I'm assuming we'll use 90% of these units (based on our relatively high usage - too many computers in this house). Therefore, we won't have to pay for 2,600 units. Given that we used 8,700 units last year, we'll still have to pay for 6,100 of them. At eleven pence each, that's £670 to find but we've saved £290 off our previous bill. This is good. It seems we can pay for our electricity from our FiT income and still have £530 left over, an average of £44 per month. But I haven't dealt with the cost of the system. 

If we get an interest-free loan for £10k, then each monthly payment should be £104 over the maximum 8-year term of the loan. With the £44 going on that, we'll have to find about £60 per month. However, that's £23 less than the £83-per-month we are spending on electricity now. Therefore, while the panels are being paid for, we'd be just on the positive side of this deal. All this assumes we get the power predicted by the government tables. Hmm. I wonder.
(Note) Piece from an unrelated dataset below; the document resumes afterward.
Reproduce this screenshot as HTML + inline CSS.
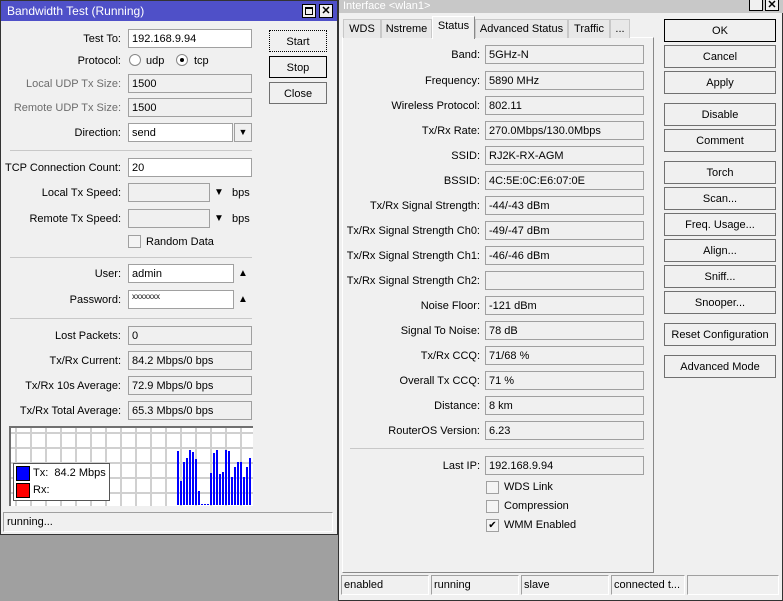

I asked how much power my contact had produced in the 40 days since he had installed his system. He said 286 units. So across 40 days from late January to early March, he had averaged 7.1 units per day. Hardly the sunniest time of year, or the longest days. But the 2,900 units predicted for my system (the same size as his) represents only 8 units a day. Time will tell, but I suspect that the government tables are being a little pessimistic.